====== Recorded information ======

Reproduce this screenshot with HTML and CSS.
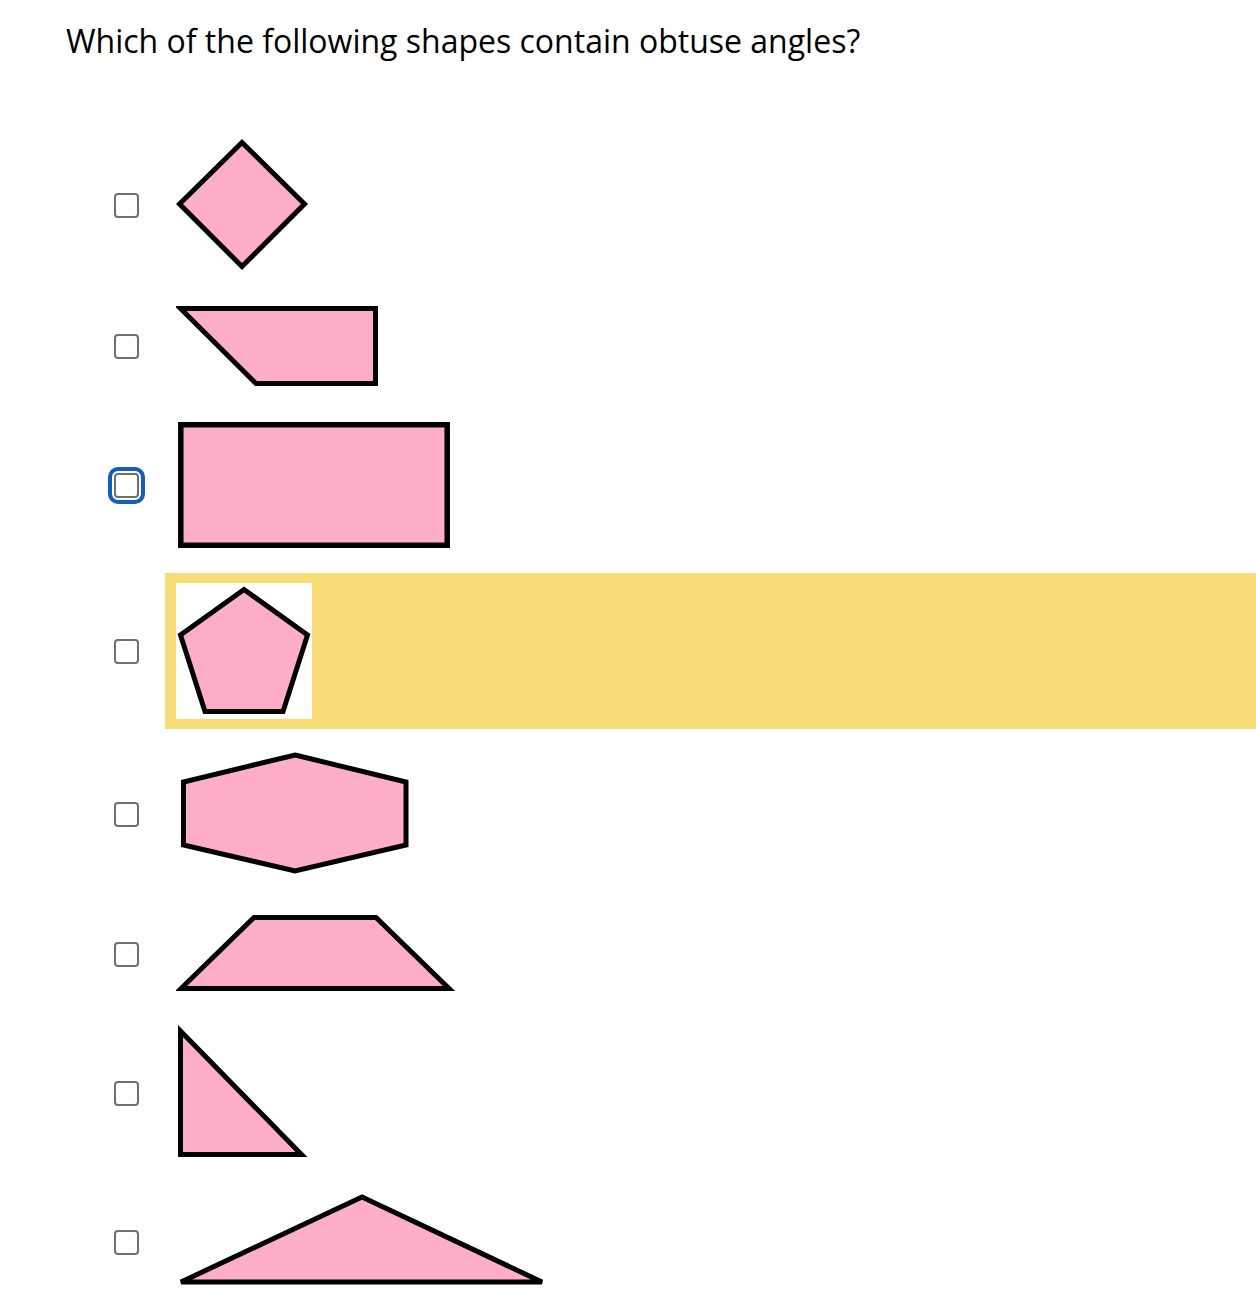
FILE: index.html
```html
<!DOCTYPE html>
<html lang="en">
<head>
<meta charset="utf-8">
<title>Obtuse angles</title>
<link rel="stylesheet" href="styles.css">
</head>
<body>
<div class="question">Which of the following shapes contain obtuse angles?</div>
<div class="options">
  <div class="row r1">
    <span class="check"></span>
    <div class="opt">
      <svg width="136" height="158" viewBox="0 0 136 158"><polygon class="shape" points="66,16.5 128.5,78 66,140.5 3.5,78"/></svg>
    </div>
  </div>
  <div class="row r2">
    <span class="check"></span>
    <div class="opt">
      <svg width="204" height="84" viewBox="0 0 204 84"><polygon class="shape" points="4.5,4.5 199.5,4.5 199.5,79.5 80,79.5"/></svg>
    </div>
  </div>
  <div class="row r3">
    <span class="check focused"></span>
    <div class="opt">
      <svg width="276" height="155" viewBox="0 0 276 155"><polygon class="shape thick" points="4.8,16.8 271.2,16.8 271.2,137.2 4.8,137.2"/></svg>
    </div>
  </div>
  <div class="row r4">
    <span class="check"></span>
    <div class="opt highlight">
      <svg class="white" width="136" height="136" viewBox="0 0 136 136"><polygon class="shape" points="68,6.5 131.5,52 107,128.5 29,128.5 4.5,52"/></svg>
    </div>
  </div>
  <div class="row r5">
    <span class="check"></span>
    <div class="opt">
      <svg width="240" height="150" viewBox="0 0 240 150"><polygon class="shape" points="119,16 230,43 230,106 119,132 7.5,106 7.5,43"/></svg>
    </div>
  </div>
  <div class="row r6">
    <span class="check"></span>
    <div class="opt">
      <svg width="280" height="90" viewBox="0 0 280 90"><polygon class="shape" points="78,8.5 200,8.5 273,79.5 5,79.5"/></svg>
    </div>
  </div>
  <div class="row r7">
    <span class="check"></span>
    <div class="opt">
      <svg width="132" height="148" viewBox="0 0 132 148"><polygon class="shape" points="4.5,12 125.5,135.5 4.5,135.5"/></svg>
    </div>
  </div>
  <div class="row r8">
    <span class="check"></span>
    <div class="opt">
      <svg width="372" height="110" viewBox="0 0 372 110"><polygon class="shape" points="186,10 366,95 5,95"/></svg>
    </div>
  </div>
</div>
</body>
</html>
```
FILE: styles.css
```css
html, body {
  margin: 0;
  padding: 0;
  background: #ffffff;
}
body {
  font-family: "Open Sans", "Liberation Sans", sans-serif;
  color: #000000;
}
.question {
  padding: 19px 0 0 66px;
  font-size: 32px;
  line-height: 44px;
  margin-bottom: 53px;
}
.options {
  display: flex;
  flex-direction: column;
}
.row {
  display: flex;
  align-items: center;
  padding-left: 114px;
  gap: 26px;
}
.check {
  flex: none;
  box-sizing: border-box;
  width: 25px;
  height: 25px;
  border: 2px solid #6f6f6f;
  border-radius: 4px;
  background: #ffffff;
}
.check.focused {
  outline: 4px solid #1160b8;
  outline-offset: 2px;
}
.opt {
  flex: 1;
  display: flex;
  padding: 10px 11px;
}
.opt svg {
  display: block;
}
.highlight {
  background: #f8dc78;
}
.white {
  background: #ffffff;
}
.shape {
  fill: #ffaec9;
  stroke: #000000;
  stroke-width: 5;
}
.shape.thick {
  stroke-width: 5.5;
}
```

======

Your instructions
Reproduce each line word for word and drop the pictures.

Written response
Reproduce this screenshot with HTML and CSS.
FILE: index.html
```html
<!DOCTYPE html>
<html lang="en">
<head>
<meta charset="utf-8">
<title>Obtuse angles</title>
<link rel="stylesheet" href="styles.css">
</head>
<body>
<div class="question">Which of the following shapes contain obtuse angles?</div>
<div class="options">
  <div class="row r1">
    <span class="check"></span>
    <div class="opt">
      <svg width="136" height="158" viewBox="0 0 136 158"><polygon class="shape" points="66,16.5 128.5,78 66,140.5 3.5,78"/></svg>
    </div>
  </div>
  <div class="row r2">
    <span class="check"></span>
    <div class="opt">
      <svg width="204" height="84" viewBox="0 0 204 84"><polygon class="shape" points="4.5,4.5 199.5,4.5 199.5,79.5 80,79.5"/></svg>
    </div>
  </div>
  <div class="row r3">
    <span class="check focused"></span>
    <div class="opt">
      <svg width="276" height="155" viewBox="0 0 276 155"><polygon class="shape thick" points="4.8,16.8 271.2,16.8 271.2,137.2 4.8,137.2"/></svg>
    </div>
  </div>
  <div class="row r4">
    <span class="check"></span>
    <div class="opt highlight">
      <svg class="white" width="136" height="136" viewBox="0 0 136 136"><polygon class="shape" points="68,6.5 131.5,52 107,128.5 29,128.5 4.5,52"/></svg>
    </div>
  </div>
  <div class="row r5">
    <span class="check"></span>
    <div class="opt">
      <svg width="240" height="150" viewBox="0 0 240 150"><polygon class="shape" points="119,16 230,43 230,106 119,132 7.5,106 7.5,43"/></svg>
    </div>
  </div>
  <div class="row r6">
    <span class="check"></span>
    <div class="opt">
      <svg width="280" height="90" viewBox="0 0 280 90"><polygon class="shape" points="78,8.5 200,8.5 273,79.5 5,79.5"/></svg>
    </div>
  </div>
  <div class="row r7">
    <span class="check"></span>
    <div class="opt">
      <svg width="132" height="148" viewBox="0 0 132 148"><polygon class="shape" points="4.5,12 125.5,135.5 4.5,135.5"/></svg>
    </div>
  </div>
  <div class="row r8">
    <span class="check"></span>
    <div class="opt">
      <svg width="372" height="110" viewBox="0 0 372 110"><polygon class="shape" points="186,10 366,95 5,95"/></svg>
    </div>
  </div>
</div>
</body>
</html>
```
FILE: styles.css
```css
html, body {
  margin: 0;
  padding: 0;
  background: #ffffff;
}
body {
  font-family: "Open Sans", "Liberation Sans", sans-serif;
  color: #000000;
}
.question {
  padding: 19px 0 0 66px;
  font-size: 32px;
  line-height: 44px;
  margin-bottom: 53px;
}
.options {
  display: flex;
  flex-direction: column;
}
.row {
  display: flex;
  align-items: center;
  padding-left: 114px;
  gap: 26px;
}
.check {
  flex: none;
  box-sizing: border-box;
  width: 25px;
  height: 25px;
  border: 2px solid #6f6f6f;
  border-radius: 4px;
  background: #ffffff;
}
.check.focused {
  outline: 4px solid #1160b8;
  outline-offset: 2px;
}
.opt {
  flex: 1;
  display: flex;
  padding: 10px 11px;
}
.opt svg {
  display: block;
}
.highlight {
  background: #f8dc78;
}
.white {
  background: #ffffff;
}
.shape {
  fill: #ffaec9;
  stroke: #000000;
  stroke-width: 5;
}
.shape.thick {
  stroke-width: 5.5;
}
```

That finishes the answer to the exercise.